I know the hard ware is still working because I plugged it (the mouse) into another computer yesterday and it worked straight away. I’ve tried looking at the hardware options in ‘control panel’ and been through the Microsoft USB trouble-shooter walkthrough to no avail. The most recent program I installed was a driver for a Belkin wireless network card. I have uninstalled this, although, this was installed around a month ago and everything was working fine before so maybe that’s just me being superstitious, and this hasn’t had any influence.

The laptop dual boots, one for audio production, the other for home-type applications like email, word processing etc and the problem is happening when I boot up in either partition. I’m running Microsoft XP Pro on a 15.1 Pro-Studio Modular Laptop P-4 with Pentium-4 3.2Ghz of RAM and 1Gb of DDR Memory.

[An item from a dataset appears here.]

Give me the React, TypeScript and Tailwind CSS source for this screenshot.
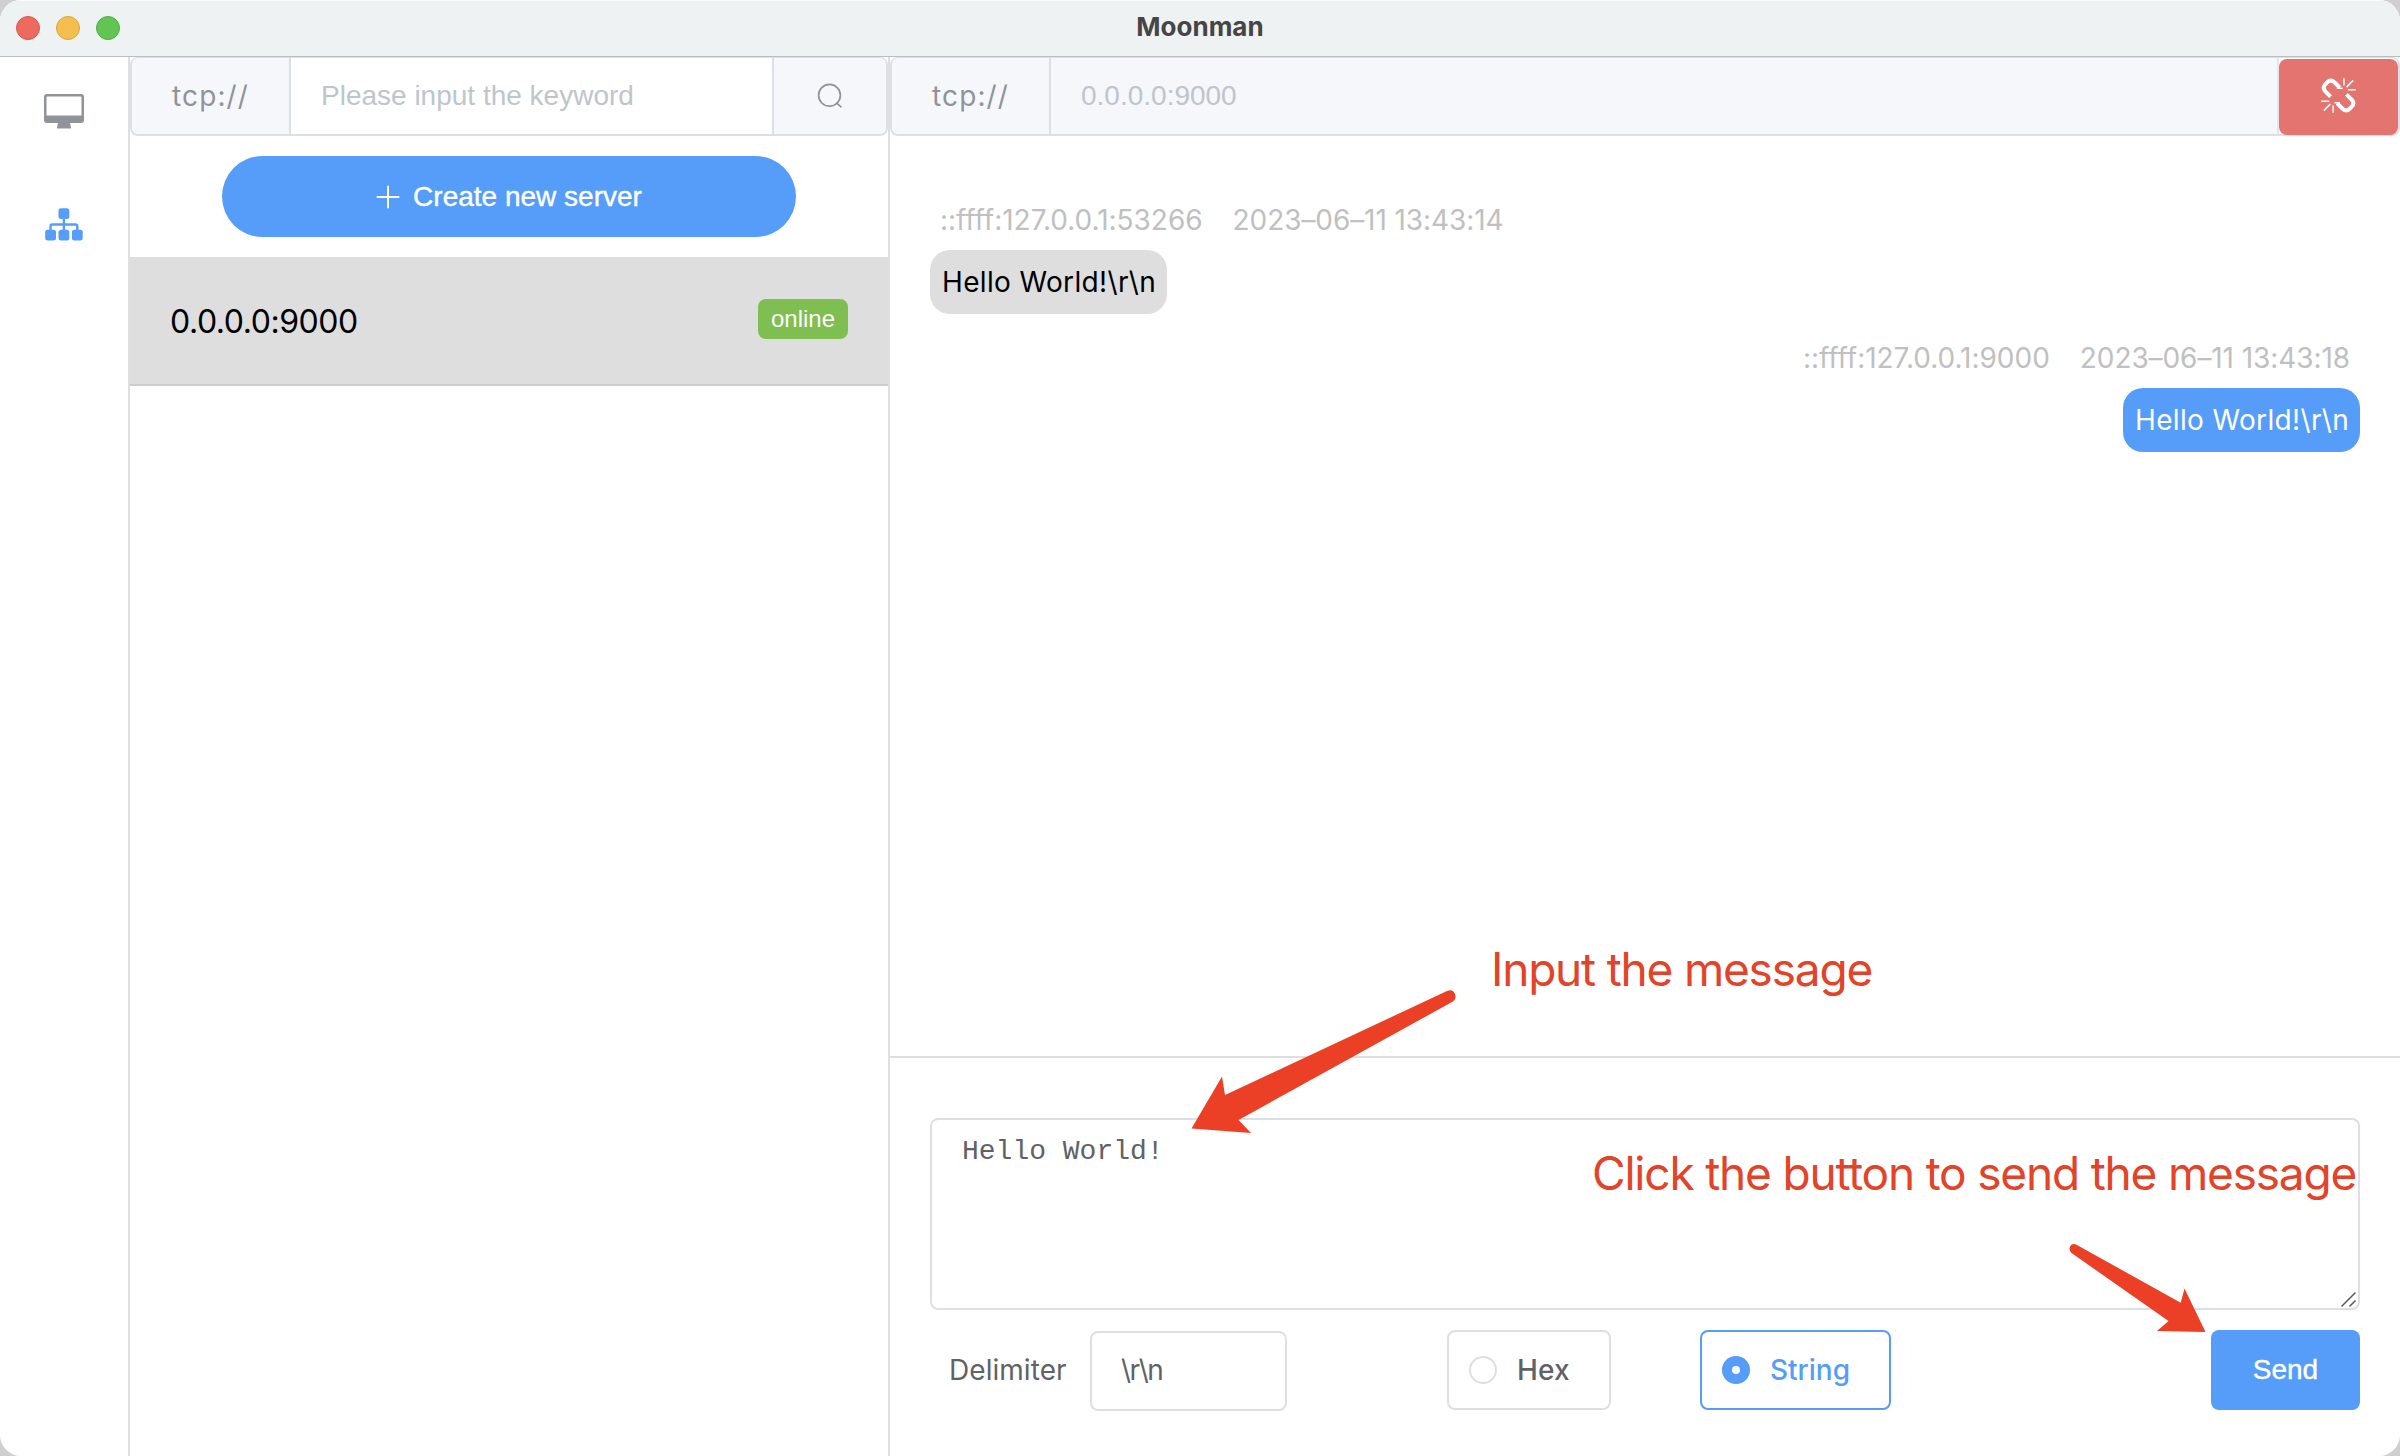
import type { ReactNode } from "react";

function MonitorIcon() {
  return (
    <svg width="40" height="36" viewBox="0 0 40 36" fill="#909399">
      <path
        fillRule="evenodd"
        d="M3 0h34a3 3 0 0 1 3 3v23a3 3 0 0 1-3 3H26l1 4.2q.4 1.3-1 1.3H14q-1.400 0-1-1.300l1-4.200H3a3 3 0 0 1-3-3V3a3 3 0 0 1 3-3zM3.500 2.500a1 1 0 0 0-1 1v18h35v-18a1 1 0 0 0-1-1z"
      />
    </svg>
  );
}

function SitemapIcon() {
  return (
    <svg width="38" height="33" viewBox="0 0 38 33" fill="#559df8">
      <rect x="13.500" y="0.300" width="10.800" height="10.800" rx="2.500" />
      <rect x="0.200" y="21.700" width="10.800" height="10.800" rx="2.500" />
      <rect x="13.500" y="21.700" width="10.800" height="10.800" rx="2.500" />
      <rect x="26.900" y="21.700" width="10.800" height="10.800" rx="2.500" />
      <path
        d="M18.900 10v12M5.500 22.500v-4.200q0-1.800 1.800-1.800h23.200q1.800 0 1.800 1.800v4.200"
        fill="none"
        stroke="#559df8"
        strokeWidth="2.400"
      />
    </svg>
  );
}

function SearchIcon() {
  return (
    <svg width="26" height="26" viewBox="0 0 26 26" fill="none" stroke="#909399" strokeWidth="1.700" strokeLinecap="round">
      <circle cx="12.500" cy="12.300" r="10.900" />
      <path d="M19.700 20.200l4.300 3.600" />
    </svg>
  );
}

function PlusIcon() {
  return (
    <svg width="24" height="24" viewBox="0 0 24 24" stroke="#ffffff" strokeWidth="2" strokeLinecap="round">
      <path d="M12 1.500v21M1.500 12h21" />
    </svg>
  );
}

function UnlinkIcon() {
  return (
    <svg className="-mt-[3px]" width="35" height="35" viewBox="0 0 35 35" fill="none" stroke="#ffffff">
      <g strokeWidth="4">
        <path d="M18.800 9.700L13.400 4.300Q9.700 1 6.300 4.300L4.300 6.300Q1 9.700 4.300 13.400L9.600 18.600" />
        <path d="M16.200 25.300L21.600 30.700Q25.300 34 28.700 30.700L30.700 28.700Q34 25.300 30.700 21.600L25.400 16.400" />
      </g>
      <path
        strokeWidth="1.500"
        strokeLinecap="round"
        d="M22.900 0.800v6.200M31.700 2.900l-5.700 5.700M27.400 11.800h6.900M12.100 34.200v-6.200M3.300 32.100l5.700-5.700M7.600 23.200H0.700M16.500 10.200h4.500M18.500 24.800h-4.500"
      />
    </svg>
  );
}

function Scheme() {
  return (
    <div className="flex w-[159px] shrink-0 items-center justify-center rounded-l-lg border-r-2 border-[#dcdfe6] bg-[#f5f7fa] font-['Inter',sans-serif] text-[28px] tracking-[1.1px] text-[#909399]">
      tcp://
    </div>
  );
}

function Meta({ from, time }: { from: string; time: string }) {
  return (
    <div className="flex gap-[30px] px-[10px] text-[28px] leading-[40px] text-[#c0c0c0]">
      <span className="tracking-[-0.020px]">{from}</span>
      <span className="tracking-[-0.080px]">{time}</span>
    </div>
  );
}

function Bubble({ own, children }: { own?: boolean; children: ReactNode }) {
  return (
    <div
      className={
        "mt-[10px] flex h-16 w-[237px] items-center whitespace-pre rounded-[20px] pl-3 text-[28px] tracking-[0.350px] " +
        (own ? "bg-[#559df8] text-white" : "bg-[#dedede] text-black")
      }
    >
      {children}
    </div>
  );
}

export default function App() {
  return (
    <div className="h-[1456px] w-[2400px] overflow-hidden bg-[#cfcfcf] font-['Inter',sans-serif]">
      <div className="relative flex h-full flex-col overflow-hidden rounded-[21px] bg-white">
        <header className="grid h-[57px] shrink-0 grid-cols-[1fr_auto_1fr] items-start border-b border-[#bcbdc1] bg-[#eef2f3] shadow-[inset_0_1px_0_#f8fafa]">
          <div className="flex gap-4 pl-4 pt-4">
            <span className="size-6 rounded-full border border-[#d5594e] bg-[#ec6a5e]" />
            <span className="size-6 rounded-full border border-[#dba53f] bg-[#f5bf4f]" />
            <span className="size-6 rounded-full border border-[#52ac46] bg-[#61c554]" />
          </div>
          <h1 className="pt-[7px] text-[26px] font-bold leading-[40px] text-[#454545]">Moonman</h1>
          <div />
        </header>

        <div className="flex min-h-0 grow">
          <nav className="flex w-[130px] shrink-0 flex-col items-center border-r-2 border-[#dfdfe1] pt-[37px]">
            <MonitorIcon />
            <div className="mt-[78px]">
              <SitemapIcon />
            </div>
          </nav>

          <aside className="flex w-[760px] shrink-0 flex-col border-r-2 border-[#dfdfe1]">
            <div className="flex h-[79px] rounded-lg border-2 border-t border-[#dcdfe6] bg-white">
              <Scheme />
              <div className="flex grow items-center pl-[30px] font-['Liberation_Sans',sans-serif] text-[28px] text-[#c0c4cc]">
                Please input the keyword
              </div>
              <div className="flex w-[114px] items-center justify-center rounded-r-lg border-l-2 border-[#dcdfe6] bg-[#f5f7fa]">
                <SearchIcon />
              </div>
            </div>

            <button className="ml-[92px] mt-5 flex h-[81px] w-[574px] items-center justify-center gap-[13px] rounded-full bg-[#559df8] font-['Liberation_Sans',sans-serif] text-[28px] text-white [-webkit-text-stroke:0.4px_white]">
              <PlusIcon />
              Create new server
            </button>

            <div className="mt-5 flex h-[129px] items-center justify-between border-b-2 border-[#cdcdcf] bg-[#dedede] pl-10 pr-10">
              <span className="pt-0.5 text-[32px] tracking-[-0.450px] text-black">0.0.0.0:9000</span>
              <span className="mb-[3px] flex h-10 w-[90px] items-center justify-center rounded-lg bg-[#7fbe50] font-['Liberation_Sans',sans-serif] text-[24px] text-white">
                online
              </span>
            </div>
          </aside>

          <main className="flex grow flex-col">
            <div className="flex h-[79px] shrink-0 rounded-lg border-2 border-t border-[#dcdfe6]">
              <Scheme />
              <div className="flex grow items-center border-r-2 border-[#e4e7ed] bg-[#f5f7fa] pl-[30px] font-['Liberation_Sans',sans-serif] text-[28px] text-[#c0c4cc]">
                0.0.0.0:9000
              </div>
              <button className="-mb-px mt-px flex w-[119px] items-center justify-center rounded-lg bg-[#e47470]">
                <UnlinkIcon />
              </button>
            </div>

            <section className="flex grow flex-col px-10 pt-[64px]">
              <div className="flex flex-col items-start">
                <Meta from="::ffff:127.0.0.1:53266" time="2023–06–11 13:43:14" />
                <Bubble>{"Hello World!\\r\\n"}</Bubble>
              </div>
              <div className="mt-6 flex flex-col items-end">
                <Meta from="::ffff:127.0.0.1:9000" time="2023–06–11 13:43:18" />
                <Bubble own>{"Hello World!\\r\\n"}</Bubble>
              </div>
            </section>

            <section className="h-[400px] shrink-0 border-t-2 border-[#dfdfe1] px-10 pt-[60px]">
              <div className="relative h-[192px] rounded-lg border-2 border-[#dcdfe6] pl-[30px] pt-[11px] font-['Liberation_Mono',monospace] text-[28px] leading-[42px] text-[#606266]">
                Hello World!
                <svg className="absolute bottom-0 right-0" width="20" height="20" viewBox="0 0 20 20" stroke="#5a5a5a" strokeWidth="1.500">
                  <path d="M3.500 18.500L17.500 4.500M11.500 18.500l6-6" />
                </svg>
              </div>

              <div className="mt-5 flex h-20 items-center text-[28px] text-[#606266]">
                <label className="w-[160px] pl-[19px] tracking-[0.050px]">Delimiter</label>
                <div className="mt-0.5 flex h-20 w-[197px] items-center whitespace-pre rounded-lg border-2 border-[#dcdfe6] pb-0.5 pl-[29px] tracking-[-1.500px]">
                  {"\\r\\n"}
                </div>
                <div className="ml-[160px] flex h-20 w-[164px] items-center rounded-lg border-2 border-[#dcdfe6] pl-5 font-medium tracking-[0.200px]">
                  <span className="mr-5 size-7 rounded-full border-2 border-[#dcdfe6]" />
                  Hex
                </div>
                <div className="ml-[89px] flex h-20 w-[191px] items-center rounded-lg border-2 border-[#559df8] pl-5 font-medium text-[#559df8]">
                  <span className="mr-5 flex size-7 items-center justify-center rounded-full bg-[#559df8]">
                    <span className="size-2 rounded-full bg-white" />
                  </span>
                  String
                </div>
                <button className="ml-auto h-20 w-[149px] rounded-lg bg-[#559df8] font-['Liberation_Sans',sans-serif] text-white [-webkit-text-stroke:0.4px_white]">
                  Send
                </button>
              </div>
            </section>
          </main>
        </div>

        <p className="absolute left-[1491px] top-[939px] whitespace-nowrap text-[46px] leading-[60px] tracking-[-1.200px] text-[#e24329]">
          Input the message
        </p>
        <p className="absolute left-[1592px] top-[1143px] whitespace-nowrap text-[46px] leading-[60px] tracking-[-1.190px] text-[#e24329]">
          Click the button to send the message
        </p>
        <svg className="absolute left-[1180px] top-[980px]" width="290" height="164" viewBox="1180 980 290 164" fill="#eb4025">
          <path d="M1447 991Q1453 988.500 1455 994Q1457 999 1452 1002L1238.500 1120L1251 1133L1191.500 1128.500L1222 1076.500L1225 1095Z" />
        </svg>
        <svg className="absolute left-[2060px] top-[1236px]" width="150" height="100" viewBox="2060 1236 150 100" fill="#eb4025">
          <path d="M2076 1244.500Q2072 1243 2070 1246.500Q2068.500 1250 2071.500 1253L2168.500 1321L2157 1331L2205.500 1332L2184.500 1288.500L2180.700 1302.700Z" />
        </svg>
      </div>
    </div>
  );
}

Is there something relatively simple that I’m missing? Or is it likely that every single port appears to have broken over night? I’d be really grateful if anyone has experienced anything similar and could point me in the right direction.
 
You could try the USB settings in the BIOS setup. Like disable USB keyboard support etc.

Did you put the Belking driver on both instances of Windows?

To rule out a problem with Windows download a bootable Linux CD like INSERT or Knoppix. Burn and boot it and see if you can access your external HD. It should also detect your USB mouse.

Uninstalling things in windows does not always remove the system drivers (and this causes lots of issues). Go to Device Manager and tell it to show hidden devices. Remove everything you don't need. Look under non-pnp devices for any suspicious leftovers.